In my Money Week column this week, I've been looking at house prices, and why they won't dig the British economy out of the hole it is in. Here's a taster....
Estate agents have a glint in their eyes again, the property sections are back in business, and even mortgage lending is picking itself up from the floor. The worst of the housing crash appears to be over.
And it is not just in Britain. The far larger, and far more important, US housing market has crawled out of the intensive care ward as well.
But does that mean the economy is about to recover as well?
Since it was the collapse in property prices around the world that plunged the financial system into chaos, and started the recession, it might seem reasonable to suppose that it will. The stock market certainly seems to think so. Every time the house price indexes tick up another point, equities rally on the news.
It’s reasonable, but wrong.
In truth, the property market isn’t going to be able to re-boot the global economy. It may have led the last boom upwards, but it won’t lead the next one. There is too much supply on the market, too little fresh demand, too many burnt fingers, and too little cheap financing available. Whatever leads the next boom, it won’t be property.
Still, that doesn’t mean the signs of recovery aren’t real.
Last week, the Nationwide Building Society reported that British house prices rose for the fifth month in a row. This week, Halifax reported a 1.6% monthly rise. Prices are now back to the same level they were a year ago, at the same time that the collapse of Lehman Brothers triggered a global panic. They aren’t quite back to their peak, but they aren’t too far off it.
Mortgage lending is steadily picking up, and, even if volumes are thin, properties are shifting. It may be a while before the TV schedules are packed out again with shows on how to make a quick million from tarting up a semi in Wrexham, but the market looks a lot healthier than it did six months ago. By historical standards, 2008/9 was not so much as crash as a slight correction.

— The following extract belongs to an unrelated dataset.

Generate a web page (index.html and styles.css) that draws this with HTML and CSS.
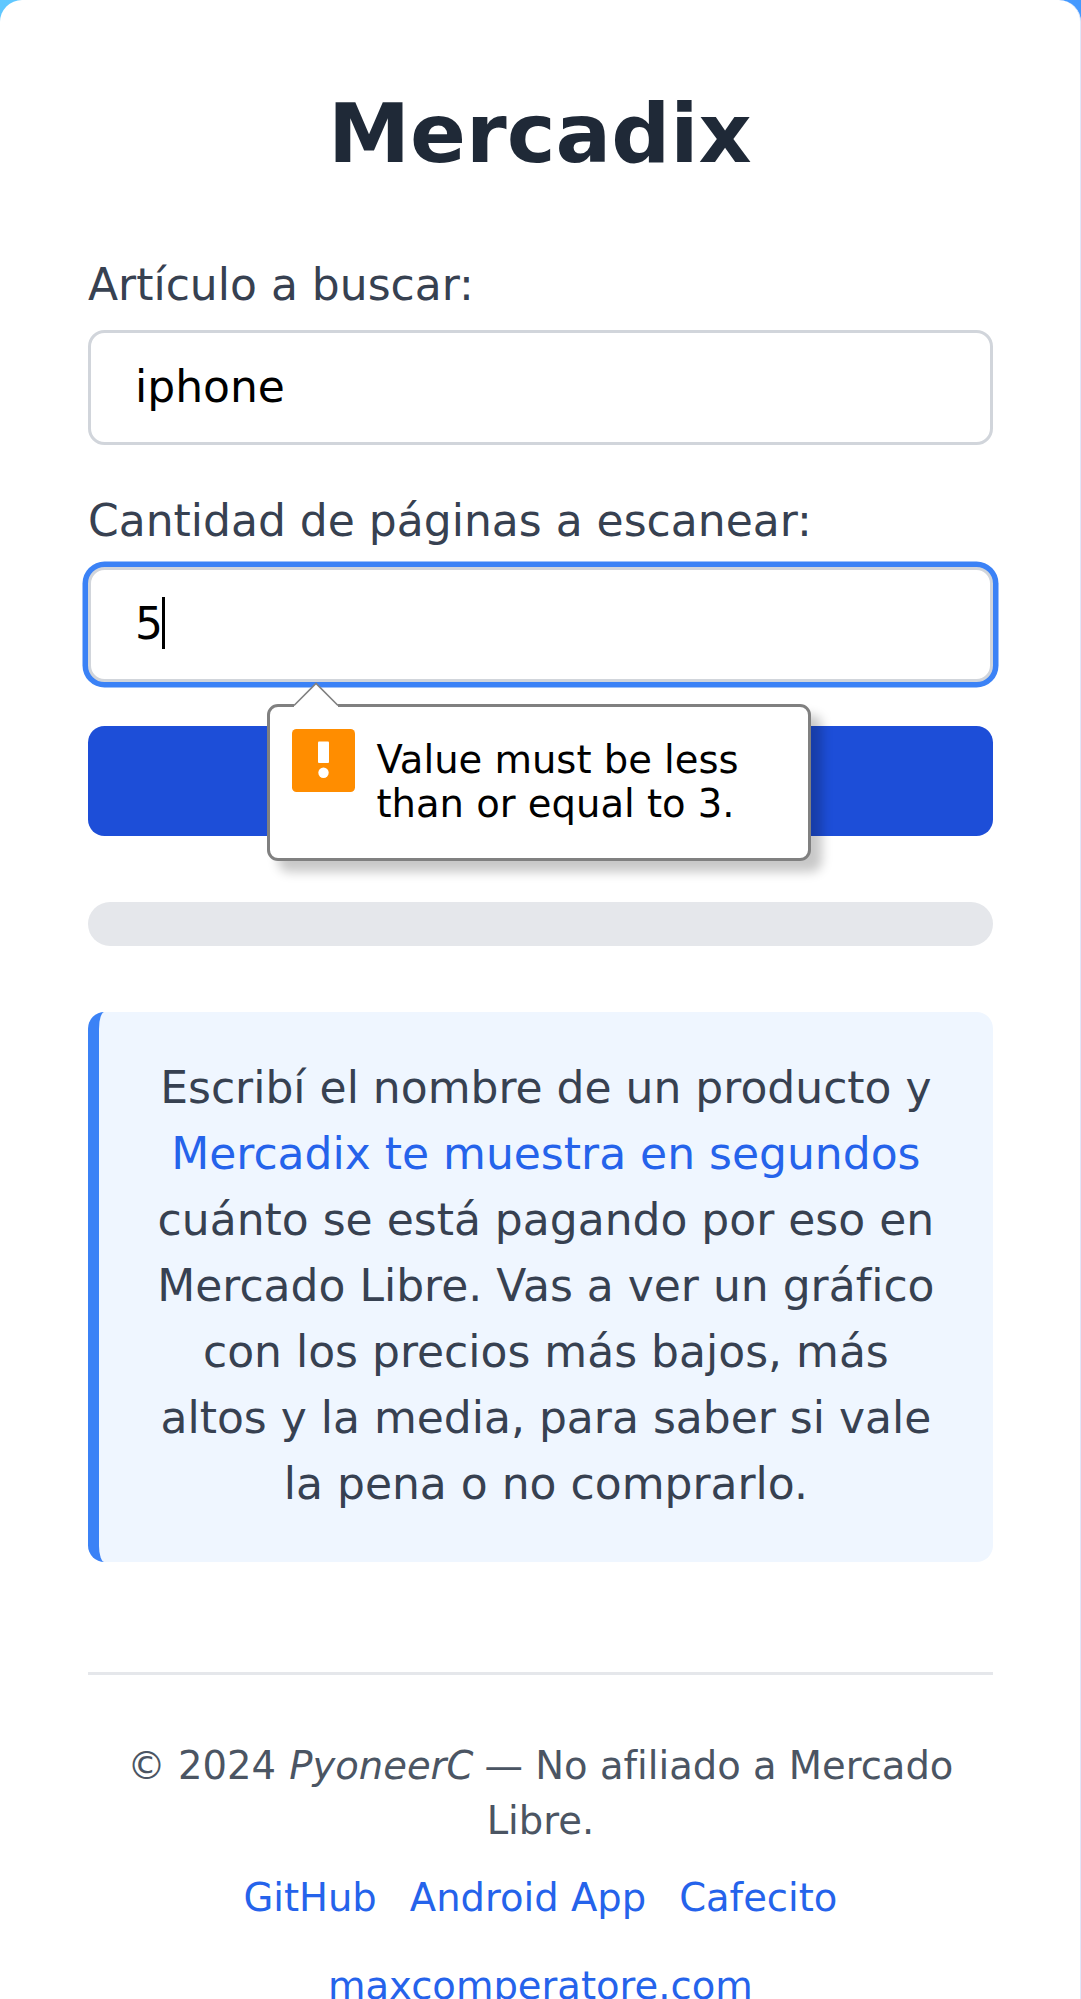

Much the same is true in the US. American house prices notched up their biggest monthly gain in four year in July. They rose 1.6%, the third consecutive monthly rise. Of the 20 largest US cities, 18 reported price rises. With prices a third off their 2006 peak, it will take a long time to recover all the losses. Even so, the trend clearly looks to be upwards.
Of course, we can question how durable that recovery will prove. Interest rates remain exceptionally low. With base rates at less than 1%, most people can afford to at least pay the interest on their mortgage. When rates start getting back to normal, as they surely must at some point, then monthly mortgage bills will soar. A lot more people will be repossessed, pushing more properties onto the market at fire sale prices.
And, of course, we may well be only half way through a double-dip recession. There could well be plenty of economic pain ahead. None of that will be good for the housing market.
The more interesting question, however, is whether hosing markets can kick-start the global economy.
It will help.
The banking system is critically dependent on property prices. A property – either commercial or residential - is the collateral for most loans. As prices recover, the banking system will start to look a lot healthier, and that will strengthen the economy.
Consumers will be feeling more confident as well. As their houses are worth more, and particularly if they claw their way of negative equity, they will start spending more. There may not be a recovery in mortgage equity withdrawal. But there will be a tick-up in sentiment.
That said, it would be a big mistake to expect a house price recovery to spark another boom.
First, there is too much supply on the market. The decade-long bubble in property prices led to construction booms in the US, Spain, Ireland and to a lesser extent the UK. The Spanish coast is cluttered with new apartments and villas. Old industrial cities like Leeds and Newcastle are full of smart new blocks of flats, most of them empty. It will take a long time to clear all that surplus stock – and until that happens, prices aren’t going to rise much further.
There won’t be much fresh demand either. A big part of the housing boom was demographic change. As populations rose, and waves of immigrants moved into booming countries, demand soared. But in the next couple of decades, those trends go into reverse. Low birth rates mean static or falling populations. And migrants are not going to be moving to countries where stagnant economies are not creating many new jobs.
The financing isn’t going to be available either. Over the last decade, mortgage lenders gradually loosened their criteria for handing out loans. They decided not to worry too much about whether you had a job, or a deposit, or indeed showed much inclination to pay off your debts. Some of that was justified – there was never much point in excluding the self-employed from the mortgage market, for example. But it went too far. And it’s going to be a long-time before the 125%-self-cert loan is back on the market.
Lastly, there are too many burnt fingers. True, bankers and investors have notoriously short memories. But not that short. The bankers aren’t going to pile into mortgage lending again in a hurry. And home-owners will go back to thinking about their homes as a place to live, rather than an extension of their bank account. As a rough rule of thumb, it takes the financial markets about 20 years to forget everything – so it will be 2030 before we’ve erased all memory of the credit crunch, and the housing bubble that led into it.
The global economy will start booming again at some point. It always does. But it won’t be the housing market that re-boots it. And there is no point in looking at those indexes for signs of a global recovery.